Taming double-spending in offline payments

Abstract

Blockchain-based payment systems typically assume a synchronous communication network and a limited workload to confirm transactions within a bounded timeframe. These assumptions make such systems less effective in scenarios where reliable network access is not guaranteed. Offline payment systems are designed to allow users to register offline transactions and ensure their execution once network access is restored. However, these methods often rely on specialized hardware to remain secure and tamper-proof, preventing double-spending and invalid transactions. In this work, we introduce a novel offline payment system that does not rely on trusted hardware. Our system enables users to determine transaction fees and accept offline payments based on the trustworthiness of their peers.

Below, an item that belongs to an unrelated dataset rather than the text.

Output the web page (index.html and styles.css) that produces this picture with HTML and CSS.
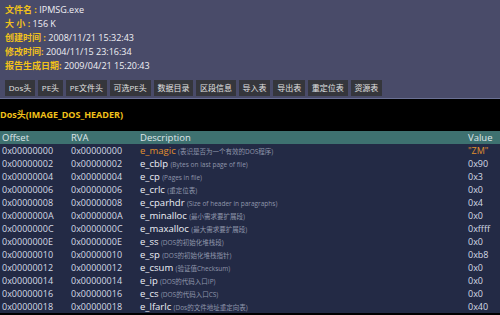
FILE: index.html
```html
<!DOCTYPE html>
<html lang="zh-CN">
<head>
  <meta charset="UTF-8">
  <title>PE 报告</title>
  <link rel="stylesheet" href="styles.css">
</head>
<body>

  <div class="summary">
    <div class="line"><span class="label">文件名 : </span>IPMSG.exe</div>
    <div class="line"><span class="label">大 小 : </span>156 K</div>
    <div class="line"><span class="label">创建时间 : </span>2008/11/21 15:32:43</div>
    <div class="line"><span class="label">修改时间:</span> 2004/11/15 23:16:34</div>
    <div class="line"><span class="label">报告生成日期:</span> 2009/04/21 15:20:43</div>

    <div class="tabs">
      <span class="tab">Dos头</span>
      <span class="tab">PE头</span>
      <span class="tab">PE文件头</span>
      <span class="tab">可选PE头</span>
      <span class="tab">数据目录</span>
      <span class="tab">区段信息</span>
      <span class="tab">导入表</span>
      <span class="tab">导出表</span>
      <span class="tab">重定位表</span>
      <span class="tab">资源表</span>
    </div>
  </div>

  <h3 class="section-title">Dos头(IMAGE_DOS_HEADER)</h3>

  <table class="fields">
    <thead>
      <tr>
        <th class="col-off">Offset</th>
        <th class="col-rva">RVA</th>
        <th>Description</th>
        <th class="col-val">Value</th>
      </tr>
    </thead>
    <tbody id="fieldRows"></tbody>
  </table>

  <script>
    // DOS header fields: offset, name, comment, value
    const fields = [
      ["0x00000000", "e_magic", "(表识是否为一个有效的DOS程序)", "\"ZM\""],
      ["0x00000002", "e_cblp", "(Bytes on last page of file)", "0x90"],
      ["0x00000004", "e_cp", "(Pages in file)", "0x3"],
      ["0x00000006", "e_crlc", "(重定位表)", "0x0"],
      ["0x00000008", "e_cparhdr", "(Size of header in paragraphs)", "0x4"],
      ["0x0000000A", "e_minalloc", "(最小需求要扩展段)", "0x0"],
      ["0x0000000C", "e_maxalloc", "(最大需求要扩展段)", "0xffff"],
      ["0x0000000E", "e_ss", "(DOS的初始化堆栈段)", "0x0"],
      ["0x00000010", "e_sp", "(DOS的初始化堆栈指针)", "0xb8"],
      ["0x00000012", "e_csum", "(验证值Checksum)", "0x0"],
      ["0x00000014", "e_ip", "(DOS的代码入口IP)", "0x0"],
      ["0x00000016", "e_cs", "(DOS的代码入口CS)", "0x0"],
      ["0x00000018", "e_lfarlc", "(Dos的文件地址重定向表)", "0x40"]
    ];

    const body = document.getElementById("fieldRows");
    fields.forEach((f, i) => {
      const row = document.createElement("tr");
      if (i === 0) row.className = "active";
      row.innerHTML = `
        <td>${f[0]}</td>
        <td>${f[0]}</td>
        <td><span class="name">${f[1]}</span> <span class="note">${f[2]}</span></td>
        <td class="val">${f[3]}</td>
      `;
      body.appendChild(row);
    });
  </script>
</body>
</html>
```

FILE: styles.css
```css
body {
  margin: 0;
  background-color: #000;
  font-family: "Open Sans", "Noto Sans CJK SC", sans-serif;
  font-size: 9px;
  color: #d4dae6;
}

.summary {
  background-color: #494b69;
  padding: 3px 0 2px 5px;
  border-bottom: 1px solid #6b7194;
}

.line {
  height: 14px;
  line-height: 14px;
  color: #f0f0f4;
}

.label {
  color: #f2c21a;
  font-weight: bold;
}

.tabs {
  display: flex;
  gap: 3px;
  margin-top: 7px;
}

.tab {
  background-color: #35363c;
  color: #e2e2e2;
  height: 16px;
  line-height: 16px;
  padding: 0 3.8px;
  font-size: 8px;
}

.section-title {
  margin: 0;
  height: 32px;
  line-height: 32px;
  color: #f2c21a;
  font-size: 9px;
  font-weight: bold;
}

.fields {
  width: 100%;
  border-collapse: collapse;
  table-layout: fixed;
}

.fields th {
  background-color: #3e7170;
  color: #dfe6ea;
  font-weight: normal;
  text-align: left;
  height: 13px;
  padding: 0 0 0 2px;
  font-size: 9.5px;
}

.fields td {
  background-color: #232a45;
  height: 13px;
  padding: 0 0 0 2px;
  white-space: nowrap;
  overflow: hidden;
}

.col-off { width: 67px; }
.col-rva { width: 67px; }
.col-val { width: 32px; }

.name {
  color: #eef0f6;
  font-size: 9.5px;
}

.note {
  color: #8f96ab;
  font-size: 6.5px;
}

.active .name,
.active .val {
  color: #e0902e;
}
```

Users can decide whether to accept offline payments from each other based on the information our system provides. Our system employs a smart contract to manage transactions on a blockchain for its online component. We implemented the online part of our system as an Ethereum Solidity smart contract and deployed it on the Sepolia testnet. Our performance evaluation demonstrates our system’s practicality, handling 68 Transactions Per Second (TPS) with a confirmation latency of 12 seconds on the Sepolia testnet. The system’s scalability can improve with advanced layer-1 or layer-2 blockchain solutions, enhancing throughput, decreasing latency, and reducing fees.